[start]

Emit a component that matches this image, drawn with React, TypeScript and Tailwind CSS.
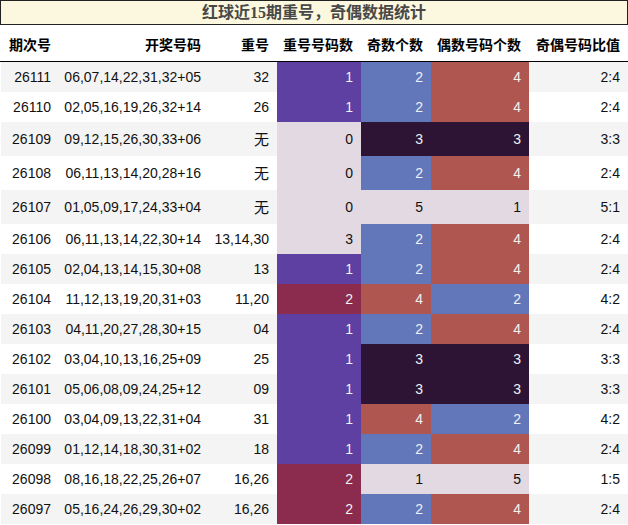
const ROWS: [string, string, string, number, number, number, string][] = [
  ['26111', '06,07,14,22,31,32+05', '32', 1, 2, 4, '2:4'],
  ['26110', '02,05,16,19,26,32+14', '26', 1, 2, 4, '2:4'],
  ['26109', '09,12,15,26,30,33+06', '无', 0, 3, 3, '3:3'],
  ['26108', '06,11,13,14,20,28+16', '无', 0, 2, 4, '2:4'],
  ['26107', '01,05,09,17,24,33+04', '无', 0, 5, 1, '5:1'],
  ['26106', '06,11,13,14,22,30+14', '13,14,30', 3, 2, 4, '2:4'],
  ['26105', '02,04,13,14,15,30+08', '13', 1, 2, 4, '2:4'],
  ['26104', '11,12,13,19,20,31+03', '11,20', 2, 4, 2, '4:2'],
  ['26103', '04,11,20,27,28,30+15', '04', 1, 2, 4, '2:4'],
  ['26102', '03,04,10,13,16,25+09', '25', 1, 3, 3, '3:3'],
  ['26101', '05,06,08,09,24,25+12', '09', 1, 3, 3, '3:3'],
  ['26100', '03,04,09,13,22,31+04', '31', 1, 4, 2, '4:2'],
  ['26099', '01,12,14,18,30,31+02', '18', 1, 2, 4, '2:4'],
  ['26098', '08,16,18,22,25,26+07', '16,26', 2, 1, 5, '1:5'],
  ['26097', '05,16,24,26,29,30+02', '16,26', 2, 2, 4, '2:4']
]

const LIGHT = 'bg-[#e2d9e2] text-[#111]'

// 重号号码数 colours
const REPEAT_CELL: Record<number, string> = {
  0: LIGHT,
  1: 'bg-[#5e40a3] text-[#f1f1f1]',
  2: 'bg-[#8b2b4e] text-[#f1f1f1]',
  3: LIGHT
}

// 奇数 / 偶数 count colours
const COUNT_CELL: Record<number, string> = {
  1: LIGHT,
  2: 'bg-[#6277b9] text-[#f1f1f1]',
  3: 'bg-[#2e1434] text-[#f1f1f1]',
  4: 'bg-[#b05651] text-[#f1f1f1]',
  5: LIGHT
}

const HEADERS = [
  { label: '期次号', w: 'w-[59px]' },
  { label: '开奖号码', w: 'w-[150px]' },
  { label: '重号', w: 'w-[68px]' },
  { label: '重号号码数', w: 'w-[84px]' },
  { label: '奇数个数', w: 'w-[70px]' },
  { label: '偶数号码个数', w: 'w-[98px]' },
  { label: '奇偶号码比值', w: 'w-[99px]' }
]

export default function App() {
  return (
    <div className="w-[628px] h-[525px] overflow-hidden bg-white font-['Liberation_Sans','Noto_Sans_CJK_SC',sans-serif]">
      <div className="h-[25px] border border-[#222] bg-[#fbf8df] flex items-center justify-center">
        <span className="text-[16px] font-bold text-[#484848] leading-none font-['Liberation_Serif','Noto_Sans_CJK_SC',serif]">
          红球近15期重号，奇偶数据统计
        </span>
      </div>

      <div className="flex h-[37px] items-center border-b border-black pt-[2px]">
        {HEADERS.map(h => (
          <div
            key={h.label}
            className={`${h.w} shrink-0 pr-2 text-right text-[14px] font-bold text-black font-['Noto_Sans_CJK_SC',sans-serif]`}
          >
            {h.label}
          </div>
        ))}
      </div>

      <div className="flex flex-col pl-px">
        {ROWS.map((r, i) => {
          const tall = r[2] === '无'
          return (
            <div
              key={r[0]}
              className={`flex text-[14px] text-[#111] ${tall ? 'h-[34px]' : 'h-[30px]'} ${i % 2 === 0 ? 'bg-[#f4f4f4]' : 'bg-white'}`}
            >
              <div className="w-[58px] shrink-0 pr-2 flex items-center justify-end">{r[0]}</div>
              <div className="w-[150px] shrink-0 pr-2 flex items-center justify-end">{r[1]}</div>
              <div className="w-[68px] shrink-0 pr-2 flex items-center justify-end">
                {tall ? <span className="font-['Noto_Sans_CJK_SC',sans-serif] text-[15px]">无</span> : r[2]}
              </div>
              <div className={`w-[84px] shrink-0 pr-2 flex items-center justify-end ${REPEAT_CELL[r[3]]}`}>{r[3]}</div>
              <div className={`w-[70px] shrink-0 pr-2 flex items-center justify-end ${COUNT_CELL[r[4]]}`}>{r[4]}</div>
              <div className={`w-[98px] shrink-0 pr-2 flex items-center justify-end ${COUNT_CELL[r[5]]}`}>{r[5]}</div>
              <div className="w-[99px] shrink-0 pr-2 flex items-center justify-end">{r[6]}</div>
            </div>
          )
        })}
      </div>
    </div>
  )
}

[end]

Given request. Leave out the pictures and copy the rest of the material above exactly.

Task result.
Emit a component that matches this image, drawn with React, TypeScript and Tailwind CSS.
const ROWS: [string, string, string, number, number, number, string][] = [
  ['26111', '06,07,14,22,31,32+05', '32', 1, 2, 4, '2:4'],
  ['26110', '02,05,16,19,26,32+14', '26', 1, 2, 4, '2:4'],
  ['26109', '09,12,15,26,30,33+06', '无', 0, 3, 3, '3:3'],
  ['26108', '06,11,13,14,20,28+16', '无', 0, 2, 4, '2:4'],
  ['26107', '01,05,09,17,24,33+04', '无', 0, 5, 1, '5:1'],
  ['26106', '06,11,13,14,22,30+14', '13,14,30', 3, 2, 4, '2:4'],
  ['26105', '02,04,13,14,15,30+08', '13', 1, 2, 4, '2:4'],
  ['26104', '11,12,13,19,20,31+03', '11,20', 2, 4, 2, '4:2'],
  ['26103', '04,11,20,27,28,30+15', '04', 1, 2, 4, '2:4'],
  ['26102', '03,04,10,13,16,25+09', '25', 1, 3, 3, '3:3'],
  ['26101', '05,06,08,09,24,25+12', '09', 1, 3, 3, '3:3'],
  ['26100', '03,04,09,13,22,31+04', '31', 1, 4, 2, '4:2'],
  ['26099', '01,12,14,18,30,31+02', '18', 1, 2, 4, '2:4'],
  ['26098', '08,16,18,22,25,26+07', '16,26', 2, 1, 5, '1:5'],
  ['26097', '05,16,24,26,29,30+02', '16,26', 2, 2, 4, '2:4']
]

const LIGHT = 'bg-[#e2d9e2] text-[#111]'

// 重号号码数 colours
const REPEAT_CELL: Record<number, string> = {
  0: LIGHT,
  1: 'bg-[#5e40a3] text-[#f1f1f1]',
  2: 'bg-[#8b2b4e] text-[#f1f1f1]',
  3: LIGHT
}

// 奇数 / 偶数 count colours
const COUNT_CELL: Record<number, string> = {
  1: LIGHT,
  2: 'bg-[#6277b9] text-[#f1f1f1]',
  3: 'bg-[#2e1434] text-[#f1f1f1]',
  4: 'bg-[#b05651] text-[#f1f1f1]',
  5: LIGHT
}

const HEADERS = [
  { label: '期次号', w: 'w-[59px]' },
  { label: '开奖号码', w: 'w-[150px]' },
  { label: '重号', w: 'w-[68px]' },
  { label: '重号号码数', w: 'w-[84px]' },
  { label: '奇数个数', w: 'w-[70px]' },
  { label: '偶数号码个数', w: 'w-[98px]' },
  { label: '奇偶号码比值', w: 'w-[99px]' }
]

export default function App() {
  return (
    <div className="w-[628px] h-[525px] overflow-hidden bg-white font-['Liberation_Sans','Noto_Sans_CJK_SC',sans-serif]">
      <div className="h-[25px] border border-[#222] bg-[#fbf8df] flex items-center justify-center">
        <span className="text-[16px] font-bold text-[#484848] leading-none font-['Liberation_Serif','Noto_Sans_CJK_SC',serif]">
          红球近15期重号，奇偶数据统计
        </span>
      </div>

      <div className="flex h-[37px] items-center border-b border-black pt-[2px]">
        {HEADERS.map(h => (
          <div
            key={h.label}
            className={`${h.w} shrink-0 pr-2 text-right text-[14px] font-bold text-black font-['Noto_Sans_CJK_SC',sans-serif]`}
          >
            {h.label}
          </div>
        ))}
      </div>

      <div className="flex flex-col pl-px">
        {ROWS.map((r, i) => {
          const tall = r[2] === '无'
          return (
            <div
              key={r[0]}
              className={`flex text-[14px] text-[#111] ${tall ? 'h-[34px]' : 'h-[30px]'} ${i % 2 === 0 ? 'bg-[#f4f4f4]' : 'bg-white'}`}
            >
              <div className="w-[58px] shrink-0 pr-2 flex items-center justify-end">{r[0]}</div>
              <div className="w-[150px] shrink-0 pr-2 flex items-center justify-end">{r[1]}</div>
              <div className="w-[68px] shrink-0 pr-2 flex items-center justify-end">
                {tall ? <span className="font-['Noto_Sans_CJK_SC',sans-serif] text-[15px]">无</span> : r[2]}
              </div>
              <div className={`w-[84px] shrink-0 pr-2 flex items-center justify-end ${REPEAT_CELL[r[3]]}`}>{r[3]}</div>
              <div className={`w-[70px] shrink-0 pr-2 flex items-center justify-end ${COUNT_CELL[r[4]]}`}>{r[4]}</div>
              <div className={`w-[98px] shrink-0 pr-2 flex items-center justify-end ${COUNT_CELL[r[5]]}`}>{r[5]}</div>
              <div className="w-[99px] shrink-0 pr-2 flex items-center justify-end">{r[6]}</div>
            </div>
          )
        })}
      </div>
    </div>
  )
}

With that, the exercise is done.